“Unfortunately, this means that the costs will be borne by consumers and taxpayers, and that’s bad news in our market where consumers are already heavily indebted.”
WesBank provides the following tips:
Rising costs will slowly eat into monthly budgets, so consumers are urged to draw up a list of expenses and identify those that absolutely have to be there. Grocery bills, insurance premiums, car instalments and petrol are non-negotiable, while parties, shopping sprees and holidays are luxuries that could be saved up for or delayed.
“It’s important to have some breathing room in your budget so that you can easily afford higher fuel prices or a hike in your insurance premiums. These are monthly costs that don’t go away,” said Mahoney.
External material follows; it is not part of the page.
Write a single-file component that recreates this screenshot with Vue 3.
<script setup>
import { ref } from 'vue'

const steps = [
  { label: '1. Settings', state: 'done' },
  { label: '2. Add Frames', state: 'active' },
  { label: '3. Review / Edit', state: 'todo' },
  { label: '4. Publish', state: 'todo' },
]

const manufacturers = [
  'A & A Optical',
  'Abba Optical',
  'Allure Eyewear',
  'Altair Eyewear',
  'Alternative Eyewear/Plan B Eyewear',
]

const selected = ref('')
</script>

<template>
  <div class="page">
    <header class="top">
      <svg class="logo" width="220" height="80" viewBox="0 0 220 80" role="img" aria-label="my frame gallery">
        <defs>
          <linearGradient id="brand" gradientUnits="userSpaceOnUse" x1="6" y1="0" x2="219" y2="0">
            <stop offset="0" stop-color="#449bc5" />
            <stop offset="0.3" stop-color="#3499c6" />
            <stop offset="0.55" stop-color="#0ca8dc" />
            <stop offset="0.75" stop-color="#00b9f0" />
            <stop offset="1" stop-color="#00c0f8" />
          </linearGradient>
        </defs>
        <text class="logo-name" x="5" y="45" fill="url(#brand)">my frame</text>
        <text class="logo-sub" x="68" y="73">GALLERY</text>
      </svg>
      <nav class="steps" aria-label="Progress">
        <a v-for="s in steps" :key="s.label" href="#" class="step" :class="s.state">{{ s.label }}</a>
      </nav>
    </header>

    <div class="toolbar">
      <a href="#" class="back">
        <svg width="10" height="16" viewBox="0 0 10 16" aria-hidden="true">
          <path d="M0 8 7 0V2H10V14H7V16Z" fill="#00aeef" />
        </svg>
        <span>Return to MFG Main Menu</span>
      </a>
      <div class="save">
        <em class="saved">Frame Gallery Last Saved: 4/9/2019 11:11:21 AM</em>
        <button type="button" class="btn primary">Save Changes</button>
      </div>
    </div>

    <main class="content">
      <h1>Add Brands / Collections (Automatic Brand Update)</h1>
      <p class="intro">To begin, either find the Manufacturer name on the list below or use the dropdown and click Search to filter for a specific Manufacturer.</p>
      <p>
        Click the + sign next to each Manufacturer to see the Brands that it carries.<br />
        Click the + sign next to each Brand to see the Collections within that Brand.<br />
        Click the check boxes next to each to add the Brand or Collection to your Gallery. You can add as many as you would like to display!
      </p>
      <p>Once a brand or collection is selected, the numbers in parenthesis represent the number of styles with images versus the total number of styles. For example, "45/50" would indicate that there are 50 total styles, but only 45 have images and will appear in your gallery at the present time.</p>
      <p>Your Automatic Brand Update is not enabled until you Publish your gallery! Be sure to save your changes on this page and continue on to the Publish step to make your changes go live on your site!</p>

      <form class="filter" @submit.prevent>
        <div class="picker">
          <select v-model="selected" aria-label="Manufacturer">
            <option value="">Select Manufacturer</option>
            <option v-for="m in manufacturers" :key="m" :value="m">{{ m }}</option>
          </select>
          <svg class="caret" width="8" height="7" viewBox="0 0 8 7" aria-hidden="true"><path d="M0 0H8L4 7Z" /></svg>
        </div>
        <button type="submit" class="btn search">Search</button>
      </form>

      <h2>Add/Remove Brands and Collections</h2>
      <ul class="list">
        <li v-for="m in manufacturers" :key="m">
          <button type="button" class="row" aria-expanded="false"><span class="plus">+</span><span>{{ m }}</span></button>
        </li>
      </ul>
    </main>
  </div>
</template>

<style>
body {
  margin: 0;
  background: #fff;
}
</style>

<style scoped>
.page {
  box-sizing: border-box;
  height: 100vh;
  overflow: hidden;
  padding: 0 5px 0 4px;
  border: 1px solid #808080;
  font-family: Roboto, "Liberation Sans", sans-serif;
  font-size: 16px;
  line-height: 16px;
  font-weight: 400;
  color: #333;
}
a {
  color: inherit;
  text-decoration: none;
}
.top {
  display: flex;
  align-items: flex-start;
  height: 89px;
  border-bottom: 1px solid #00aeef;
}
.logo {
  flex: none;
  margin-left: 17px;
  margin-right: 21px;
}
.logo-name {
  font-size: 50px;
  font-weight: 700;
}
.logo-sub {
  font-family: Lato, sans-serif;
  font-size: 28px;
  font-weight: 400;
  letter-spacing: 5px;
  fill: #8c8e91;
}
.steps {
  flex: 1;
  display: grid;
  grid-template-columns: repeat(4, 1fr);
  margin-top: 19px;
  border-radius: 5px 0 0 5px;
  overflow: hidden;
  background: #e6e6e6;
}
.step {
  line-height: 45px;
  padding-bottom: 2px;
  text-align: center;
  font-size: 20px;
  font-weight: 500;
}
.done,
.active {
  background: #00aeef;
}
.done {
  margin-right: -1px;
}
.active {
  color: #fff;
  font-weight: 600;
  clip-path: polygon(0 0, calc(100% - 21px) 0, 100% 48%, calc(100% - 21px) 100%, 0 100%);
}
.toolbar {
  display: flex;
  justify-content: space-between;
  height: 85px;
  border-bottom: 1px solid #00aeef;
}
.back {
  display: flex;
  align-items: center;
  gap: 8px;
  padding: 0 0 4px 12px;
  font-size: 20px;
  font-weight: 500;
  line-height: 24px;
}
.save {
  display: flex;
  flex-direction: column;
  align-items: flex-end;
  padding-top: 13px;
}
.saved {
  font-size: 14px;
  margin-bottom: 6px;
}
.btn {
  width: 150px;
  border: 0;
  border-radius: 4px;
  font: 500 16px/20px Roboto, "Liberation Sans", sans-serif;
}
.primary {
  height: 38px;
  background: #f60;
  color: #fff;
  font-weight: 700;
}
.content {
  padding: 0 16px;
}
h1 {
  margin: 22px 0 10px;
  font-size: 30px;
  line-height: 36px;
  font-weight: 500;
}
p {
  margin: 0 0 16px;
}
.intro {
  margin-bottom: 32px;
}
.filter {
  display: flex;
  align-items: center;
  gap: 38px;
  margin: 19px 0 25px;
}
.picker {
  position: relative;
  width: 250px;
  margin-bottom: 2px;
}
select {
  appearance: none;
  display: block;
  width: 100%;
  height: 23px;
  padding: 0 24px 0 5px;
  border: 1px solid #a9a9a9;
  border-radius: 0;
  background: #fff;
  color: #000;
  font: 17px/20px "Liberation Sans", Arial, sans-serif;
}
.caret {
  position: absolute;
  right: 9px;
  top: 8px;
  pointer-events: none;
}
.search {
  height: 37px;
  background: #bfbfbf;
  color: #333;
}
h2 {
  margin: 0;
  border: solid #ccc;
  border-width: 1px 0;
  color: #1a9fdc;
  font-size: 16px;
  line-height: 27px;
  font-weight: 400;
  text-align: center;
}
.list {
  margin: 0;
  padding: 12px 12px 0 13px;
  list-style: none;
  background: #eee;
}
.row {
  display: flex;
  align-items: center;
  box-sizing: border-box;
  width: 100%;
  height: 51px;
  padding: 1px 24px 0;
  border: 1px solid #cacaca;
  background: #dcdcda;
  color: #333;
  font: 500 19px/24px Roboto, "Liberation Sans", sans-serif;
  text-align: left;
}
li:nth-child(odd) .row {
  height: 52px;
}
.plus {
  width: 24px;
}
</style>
Keep a healthy credit record
Consumers who see that rising costs might be unmanageable can consider downgrading their vehicles and obtain a more affordable vehicle with lower monthly instalments and more affordable insurance premiums. This is best done before falling into arrears and having to make a payment arrangement with the bank.
“It’s difficult to downgrade your car, especially in a society where cars are status symbols. But it’s far more important to have a perfect credit record. In a few years, when the economy has started to recover and you are in a better financial position then your sterling credit record will help get you back into that flashy car,” said Mahoney.
Stay debt free
While it’s difficult to be completely free of debt, WesBank does advise consumers to pay off credit cards and loans as soon as possible – and also to avoid taking on any new debt. Not only will this make for a healthier credit profile, it also removes the temptation to use those credit facilities on unnecessary items.
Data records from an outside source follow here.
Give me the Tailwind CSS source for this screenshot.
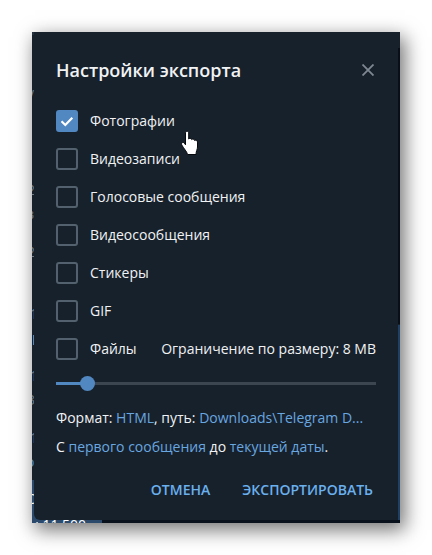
<!DOCTYPE html>
<html lang="ru">
<head>
    <meta charset="UTF-8">
    <meta name="viewport" content="width=device-width, initial-scale=1.0">
    <title>Настройки экспорта</title>
    <script src="https://cdn.jsdelivr.net/npm/@tailwindcss/browser@4"></script>
</head>
<body class="bg-white p-8 font-['Open_Sans','Noto_Sans',sans-serif] text-sm text-[#f0f2f4]">
    <div class="relative bg-[#17212b] shadow-[4px_6px_18px_1px_rgba(0,0,0,0.55)]">
        <!-- chat window behind the dialog -->
        <div class="absolute inset-0 overflow-hidden text-[#6d7883]" aria-hidden="true">
            <div class="absolute top-0 left-0 h-[3px] w-[58px] bg-[#242f3d]"></div>
            <p class="absolute -top-[11px] left-[87px] text-sm leading-4 whitespace-nowrap">был(а) 2 минуты назад</p>
            <div class="absolute top-4 right-0 h-[276px] w-[2px] bg-[#080f18]"></div>
            <div class="absolute right-0 bottom-0 h-[198px] w-[2px] bg-[#1f4064]"></div>
            <div class="absolute right-0 bottom-0 left-0 h-[3px] bg-[#08111c]"></div>
            <div class="absolute bottom-0 left-0 h-[43px] w-[70px] bg-[#2b4a6b]"></div>
            <span class="absolute top-[51px] -left-[5px]">у</span>
            <span class="absolute top-[148px] -left-[5px]">2</span>
            <span class="absolute top-[172px] -left-[6px]">в</span>
            <span class="absolute top-[210px] -left-[5px]">2</span>
            <span class="absolute top-[272px] -left-[2px]">1</span>
            <div class="absolute top-[303px] left-px h-[10px] w-px bg-[#5288c1]"></div>
            <span class="absolute top-[334px] -left-[2px]">1</span>
            <span class="absolute top-[358px] -left-[5px]">3</span>
            <span class="absolute top-[396px] -left-[2px]">1</span>
            <span class="absolute top-[420px] -left-[6px] text-[#5288c1]">о</span>
            <span class="absolute top-[457px] -left-[6px] text-white">С</span>
            <p class="absolute top-[483px] -left-[4px] text-sm leading-5 whitespace-nowrap text-white">ы 11 500</p>
        </div>

        <div class="relative px-[2px] pb-[3px]">
            <form class="rounded-b-md bg-[#17212b] px-[22px] pt-6 pb-3">
                <div class="flex items-center justify-between">
                    <h1 class="text-lg leading-7 font-semibold">Настройки экспорта</h1>
                    <button type="button" aria-label="Закрыть" class="p-[2px] text-[#7d8893]">
                        <svg class="size-3" viewBox="0 0 12 12" fill="none" stroke="currentColor" stroke-width="1.8"><path d="M.5.5l11 11M11.5.5l-11 11"/></svg>
                    </button>
                </div>

                <div class="mt-[26px] space-y-4">
                    <label class="flex h-[22px] items-center gap-3">
                        <span class="grid size-[22px] shrink-0">
                            <input type="checkbox" checked class="peer col-start-1 row-start-1 appearance-none rounded-[3px] border-2 border-[#53606d] checked:border-[#5288c1] checked:bg-[#5288c1]">
                            <svg class="pointer-events-none invisible col-start-1 row-start-1 peer-checked:visible" viewBox="0 0 22 22" fill="none" stroke="white" stroke-width="2.200"><path d="M5.500 11.300l3.800 3.700 7-7.300"/></svg>
                        </span>
                        Фотографии
                    </label>
                    <label class="flex h-[22px] items-center gap-3">
                        <input type="checkbox" class="size-[22px] appearance-none rounded-[3px] border-2 border-[#53606d] checked:border-[#5288c1] checked:bg-[#5288c1]">
                        Видеозаписи
                    </label>
                    <label class="flex h-[22px] items-center gap-3">
                        <input type="checkbox" class="size-[22px] appearance-none rounded-[3px] border-2 border-[#53606d] checked:border-[#5288c1] checked:bg-[#5288c1]">
                        Голосовые сообщения
                    </label>
                    <label class="flex h-[22px] items-center gap-3">
                        <input type="checkbox" class="size-[22px] appearance-none rounded-[3px] border-2 border-[#53606d] checked:border-[#5288c1] checked:bg-[#5288c1]">
                        Видеосообщения
                    </label>
                    <label class="flex h-[22px] items-center gap-3">
                        <input type="checkbox" class="size-[22px] appearance-none rounded-[3px] border-2 border-[#53606d] checked:border-[#5288c1] checked:bg-[#5288c1]">
                        Стикеры
                    </label>
                    <label class="flex h-[22px] items-center gap-3">
                        <input type="checkbox" class="size-[22px] appearance-none rounded-[3px] border-2 border-[#53606d] checked:border-[#5288c1] checked:bg-[#5288c1]">
                        GIF
                    </label>
                    <div class="flex h-[22px] items-center justify-between">
                        <label class="flex items-center gap-3">
                            <input type="checkbox" class="size-[22px] appearance-none rounded-[3px] border-2 border-[#53606d] checked:border-[#5288c1] checked:bg-[#5288c1]">
                            Файлы
                        </label>
                        <label for="size-limit" class="whitespace-nowrap">Ограничение по размеру: 8 MB</label>
                    </div>
                </div>

                <input type="range" id="size-limit" min="0" max="100" value="8" class="mt-4 block h-[15px] w-full appearance-none bg-[linear-gradient(to_right,#5288c1_10%,#3b4651_10%)] bg-[length:100%_3px] bg-center bg-no-repeat [&::-webkit-slider-thumb]:size-[15px] [&::-webkit-slider-thumb]:appearance-none [&::-webkit-slider-thumb]:rounded-full [&::-webkit-slider-thumb]:bg-[#5288c1]">

                <div class="mt-3 leading-[29px]">
                    <p class="truncate">Формат: <a href="#" class="text-[#68a7e0]">HTML</a>, путь: <a href="#" class="text-[#68a7e0]">Downloads\Telegram D...</a></p>
                    <p>С <a href="#" class="text-[#68a7e0]">первого сообщения</a> до <a href="#" class="text-[#68a7e0]">текущей даты</a>.</p>
                </div>

                <div class="mt-[11px] flex justify-end gap-8 pr-[3px] font-semibold text-[#6ab0ee]">
                    <button type="button" class="h-9">ОТМЕНА</button>
                    <button type="submit" class="h-9">ЭКСПОРТИРОВАТЬ</button>
                </div>
            </form>
        </div>

        <!-- mouse pointer -->
        <svg class="pointer-events-none absolute top-[98px] left-[148px] h-[26px] w-5" viewBox="0 0 20 26" fill="white" stroke="#05080c" stroke-width="1"><path d="M5.500 3C5.500.800 8.700.800 8.700 3v6c.5-1 2.700-.8 3 .6.6-.9 2.600-.5 2.800.8.9-.6 3-.2 3 1.700V17c0 2.500-1.500 4-1.500 7.500H7.500C7 21.500 4 19 1.800 15c-1-2.200 1.200-3.400 2.500-1.800l1.200 1.600z"/></svg>
    </div>
</body>
</html>
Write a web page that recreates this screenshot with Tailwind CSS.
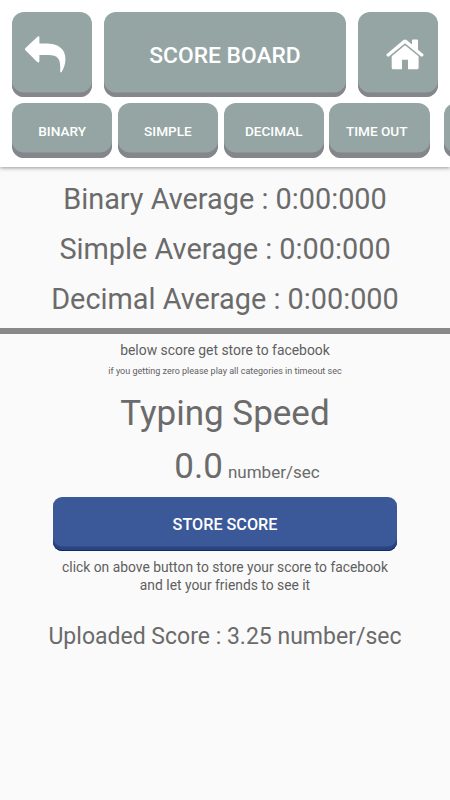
<!DOCTYPE html>
<html lang="en">
<head>
<meta charset="utf-8">
<title>Score Board</title>
<script src="https://cdn.jsdelivr.net/npm/@tailwindcss/browser@4"></script>
</head>
<body class="bg-[#fafafa] font-[Roboto,sans-serif] text-[#6b6b6b] w-[450px] h-[800px] overflow-hidden">
<header class="bg-white h-[166.5px] pt-[11.7px] overflow-hidden shadow-[0_1px_4px_rgba(0,0,0,0.4)]">
  <div class="flex gap-3 px-3">
    <button class="w-20 h-[85.8px] rounded-xl bg-[#95a5a4] shadow-[inset_0_-4.5px_0_#84868c] pl-[13px]" aria-label="Back">
      <svg class="w-[41px] h-[37px]" viewBox="0 0 41 37" fill="#fff"><path d="M.4 14.2Q-.5 13 .5 12L12.2.9Q14.4-.5 14.4 1.6V7.5H21C34 7.5 40.5 13.5 40.4 23C40.4 28 38.8 32.5 36.8 35.8Q35.3 37.6 35.2 35.3C35.6 24 34.5 19 23 19H14.4V25.2Q14 27.3 12.2 26Z"/></svg>
    </button>
    <h1 class="w-[242px] h-[85.8px] rounded-xl bg-[#95a5a4] shadow-[inset_0_-4.5px_0_#84868c] flex items-center justify-center text-white font-medium text-[22.8px] pt-[3px]">SCORE BOARD</h1>
    <button class="w-20 h-[85.8px] rounded-xl bg-[#95a5a4] shadow-[inset_0_-4.5px_0_#84868c] pl-[28px]" aria-label="Home">
      <svg class="w-[38px] h-[31px]" viewBox="0 0 38 31" fill="#fff"><path d="M.6 15.2L17.4 1Q19 0 20.6 1L26 5.6V1.5Q26 .5 27 .5H31Q32 .5 32 1.5V10.7L37.4 15.2Q38 16 37.2 16.8L36.3 17.6Q35.5 18 34.8 17.3L19 4.2L3.2 17.3Q2.5 18 1.7 17.5L.7 16.8Q0 16 .6 15.2Z"/><path d="M5.7 17.2L19 6.2L32.6 17.2V28.7Q32.6 30.3 31 30.3H22V20.8H16V30.3H7.3Q5.7 30.3 5.7 28.7Z"/></svg>
    </button>
  </div>
  <nav class="flex gap-[5.5px] pl-3 mt-[5.7px] text-white font-medium text-[13.6px]">
    <button class="w-[100.3px] shrink-0 h-[54.5px] rounded-xl bg-[#95a5a4] shadow-[inset_0_-5.5px_0_#84868c] pt-[2px]">BINARY</button>
    <button class="w-[100.3px] shrink-0 h-[54.5px] rounded-xl bg-[#95a5a4] shadow-[inset_0_-5.5px_0_#84868c] pt-[2px]">SIMPLE</button>
    <button class="w-[100.3px] shrink-0 h-[54.5px] rounded-xl bg-[#95a5a4] shadow-[inset_0_-5.5px_0_#84868c] pt-[2px]">DECIMAL</button>
    <button class="w-[100.7px] shrink-0 h-[54.5px] rounded-xl bg-[#95a5a4] shadow-[inset_0_-5.5px_0_#84868c] pt-[2px] pr-[6px]">TIME OUT</button>
    <button class="w-[100px] shrink-0 h-[54.5px] rounded-xl bg-[#95a5a4] shadow-[inset_0_-5.5px_0_#84868c] ml-[8.5px]" aria-label="More"></button>
  </nav>
</header>
<section class="h-[167.5px] pt-[7.5px] border-b-[6px] border-[#888] text-center text-[28.85px] leading-[50px] whitespace-nowrap">
  <p>Binary Average : 0:00:000</p>
  <p>Simple Average : 0:00:000</p>
  <p>Decimal Average : 0:00:000</p>
</section>
<main class="flex flex-col items-center text-center whitespace-nowrap">
  <p class="mt-[6px] text-[13.9px] leading-5 text-[#5f5f5f]">below score get store to facebook</p>
  <p class="mt-[5px] text-[9px] leading-3 text-[#5f5f5f]">if you getting zero please play all categories in timeout sec</p>
  <h2 class="mt-4 text-[35px] leading-[42px]">Typing Speed</h2>
  <p class="h-[42px] mt-[11px] ml-[44px] leading-[42px]"><span class="text-[35px]">0.0</span><span class="text-[17px] ml-[5px]">number/sec</span></p>
  <button class="mt-[8.5px] w-[344px] h-[54.5px] shrink-0 rounded-[9px] bg-[#3b5998] shadow-[inset_0_-1px_0_0_#0a2a70,inset_0_-4.5px_0_#2b4480] text-white font-medium text-[16.2px] pt-[2px]">STORE SCORE</button>
  <p class="mt-[6.5px] text-[13.85px] leading-[18.5px] text-[#5f5f5f]">click on above button to store your score to facebook<br>and let your friends to see it</p>
  <p class="mt-[27.5px] text-[23px] leading-[30px]">Uploaded Score : 3.25 number/sec</p>
</main>
</body>
</html>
“The smaller debts are easier to settle, and once you’ve paid them it’s best to close those accounts. Instead, look at saving money to buy items you want – or even use those savings as a deposit for your next car,” said Mahoney.
Be money wise
Low confidence levels might mean that consumers choose to hang on to their existing cars for longer, but it’s a reality that there are many first-time buyers who need cars – or consumers who simply have to get a replacement vehicle.
In these instances, WesBank has three bits of advice for potential buyers to structure their car loans: use a deposit, borrow as little as possible, and pay it off as soon as possible.
“A deposit definitely helps reduce your monthly instalment, which is good for your day-to-day budget. Borrowing as little as possible ensures that you live within your means. And paying off your loan in a shorter period like four years, instead of six, means that you pay less in interest fees,” said Mahoney.